EXERCISE PROMPT >>
Output the full listing below exactly as it reads, and skip anything that is a picture.

SUPPLIED INFORMATION >>
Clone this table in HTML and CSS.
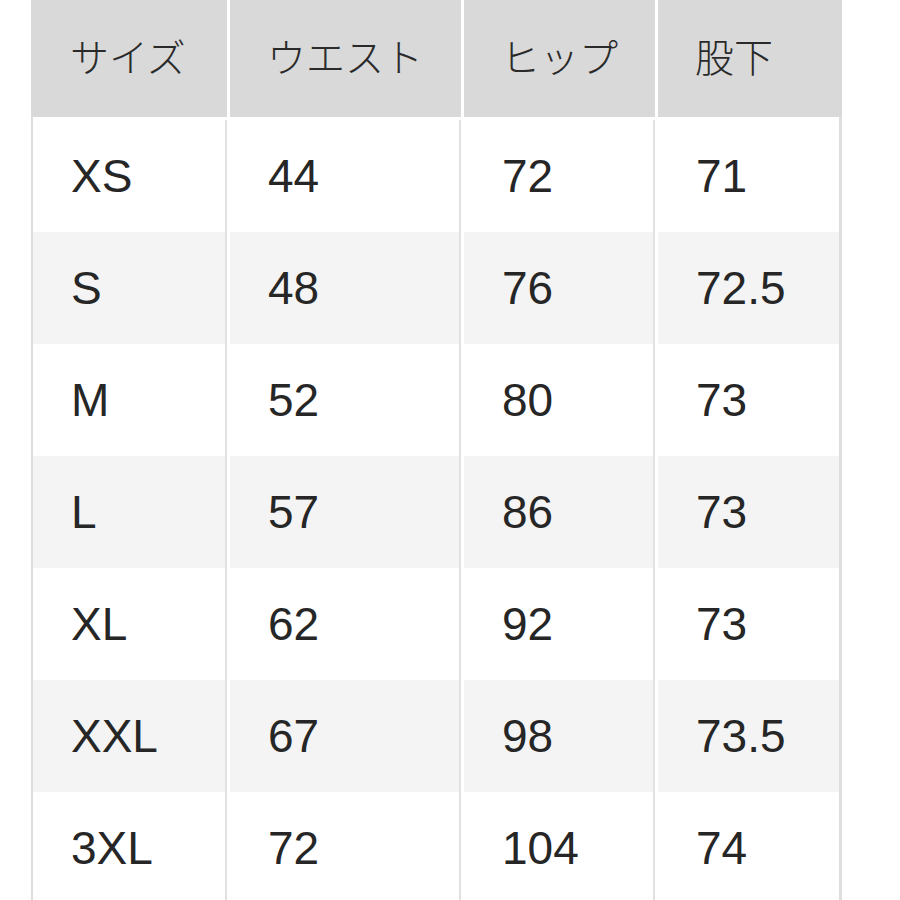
FILE: index.html
```html
<!DOCTYPE html>
<html lang="ja">
<head>
<meta charset="utf-8">
<title>サイズ表</title>
<link rel="stylesheet" href="styles.css">
</head>
<body>
<div class="chart">
  <div class="row head">
    <div class="cell">サイズ</div>
    <div class="cell">ウエスト</div>
    <div class="cell">ヒップ</div>
    <div class="cell">股下</div>
  </div>
  <div class="row">
    <div class="cell">XS</div><div class="cell">44</div><div class="cell">72</div><div class="cell">71</div>
  </div>
  <div class="row alt">
    <div class="cell">S</div><div class="cell">48</div><div class="cell">76</div><div class="cell">72.5</div>
  </div>
  <div class="row">
    <div class="cell">M</div><div class="cell">52</div><div class="cell">80</div><div class="cell">73</div>
  </div>
  <div class="row alt">
    <div class="cell">L</div><div class="cell">57</div><div class="cell">86</div><div class="cell">73</div>
  </div>
  <div class="row">
    <div class="cell">XL</div><div class="cell">62</div><div class="cell">92</div><div class="cell">73</div>
  </div>
  <div class="row alt">
    <div class="cell">XXL</div><div class="cell">67</div><div class="cell">98</div><div class="cell">73.5</div>
  </div>
  <div class="row">
    <div class="cell">3XL</div><div class="cell">72</div><div class="cell">104</div><div class="cell">74</div>
  </div>
</div>
</body>
</html>
```

FILE: styles.css
```css
html, body {
  margin: 0;
  padding: 0;
  background: #ffffff;
  height: 900px;
  overflow: hidden;
}

.chart {
  margin-left: 31px;
  width: 811px;
  box-sizing: border-box;
  border-left: 2px solid #dedede;
  border-right: 3px solid #dedede;
  display: flex;
  flex-direction: column;
  font-family: "Liberation Sans", "Noto Sans CJK JP", sans-serif;
  color: #262626;
}

.row {
  display: grid;
  grid-template-columns: 194px 231px 191px 181px;
  column-gap: 3px;
  height: 112px;
  background: #ffffff;
}

.cell {
  display: flex;
  align-items: center;
  padding-left: 38px;
  font-size: 46px;
  line-height: 1;
  border-right: 2px solid #e1e1e1;
  background: #ffffff;
}

.cell:last-child {
  border-right: none;
}

.row.alt .cell {
  background: #f4f4f4;
}

.row.head {
  height: 117px;
  margin-bottom: 3px;
  margin-left: -2px;
  grid-template-columns: 196px 231px 191px 184px;
  margin-right: -3px;
}

.row.head .cell {
  background: #d9d9d9;
  border-right-color: #d9d9d9;
  font-family: "Noto Sans CJK JP", sans-serif;
  font-weight: 300;
  font-size: 39px;
  color: #2a2a2a;
  padding-left: 37px;
  padding-bottom: 6px;
  box-sizing: border-box;
}

.row.head .cell:first-child {
  padding-left: 39px;
}
```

FINAL RESULT >>
Clone this table in HTML and CSS.
FILE: index.html
```html
<!DOCTYPE html>
<html lang="ja">
<head>
<meta charset="utf-8">
<title>サイズ表</title>
<link rel="stylesheet" href="styles.css">
</head>
<body>
<div class="chart">
  <div class="row head">
    <div class="cell">サイズ</div>
    <div class="cell">ウエスト</div>
    <div class="cell">ヒップ</div>
    <div class="cell">股下</div>
  </div>
  <div class="row">
    <div class="cell">XS</div><div class="cell">44</div><div class="cell">72</div><div class="cell">71</div>
  </div>
  <div class="row alt">
    <div class="cell">S</div><div class="cell">48</div><div class="cell">76</div><div class="cell">72.5</div>
  </div>
  <div class="row">
    <div class="cell">M</div><div class="cell">52</div><div class="cell">80</div><div class="cell">73</div>
  </div>
  <div class="row alt">
    <div class="cell">L</div><div class="cell">57</div><div class="cell">86</div><div class="cell">73</div>
  </div>
  <div class="row">
    <div class="cell">XL</div><div class="cell">62</div><div class="cell">92</div><div class="cell">73</div>
  </div>
  <div class="row alt">
    <div class="cell">XXL</div><div class="cell">67</div><div class="cell">98</div><div class="cell">73.5</div>
  </div>
  <div class="row">
    <div class="cell">3XL</div><div class="cell">72</div><div class="cell">104</div><div class="cell">74</div>
  </div>
</div>
</body>
</html>
```

FILE: styles.css
```css
html, body {
  margin: 0;
  padding: 0;
  background: #ffffff;
  height: 900px;
  overflow: hidden;
}

.chart {
  margin-left: 31px;
  width: 811px;
  box-sizing: border-box;
  border-left: 2px solid #dedede;
  border-right: 3px solid #dedede;
  display: flex;
  flex-direction: column;
  font-family: "Liberation Sans", "Noto Sans CJK JP", sans-serif;
  color: #262626;
}

.row {
  display: grid;
  grid-template-columns: 194px 231px 191px 181px;
  column-gap: 3px;
  height: 112px;
  background: #ffffff;
}

.cell {
  display: flex;
  align-items: center;
  padding-left: 38px;
  font-size: 46px;
  line-height: 1;
  border-right: 2px solid #e1e1e1;
  background: #ffffff;
}

.cell:last-child {
  border-right: none;
}

.row.alt .cell {
  background: #f4f4f4;
}

.row.head {
  height: 117px;
  margin-bottom: 3px;
  margin-left: -2px;
  grid-template-columns: 196px 231px 191px 184px;
  margin-right: -3px;
}

.row.head .cell {
  background: #d9d9d9;
  border-right-color: #d9d9d9;
  font-family: "Noto Sans CJK JP", sans-serif;
  font-weight: 300;
  font-size: 39px;
  color: #2a2a2a;
  padding-left: 37px;
  padding-bottom: 6px;
  box-sizing: border-box;
}

.row.head .cell:first-child {
  padding-left: 39px;
}
```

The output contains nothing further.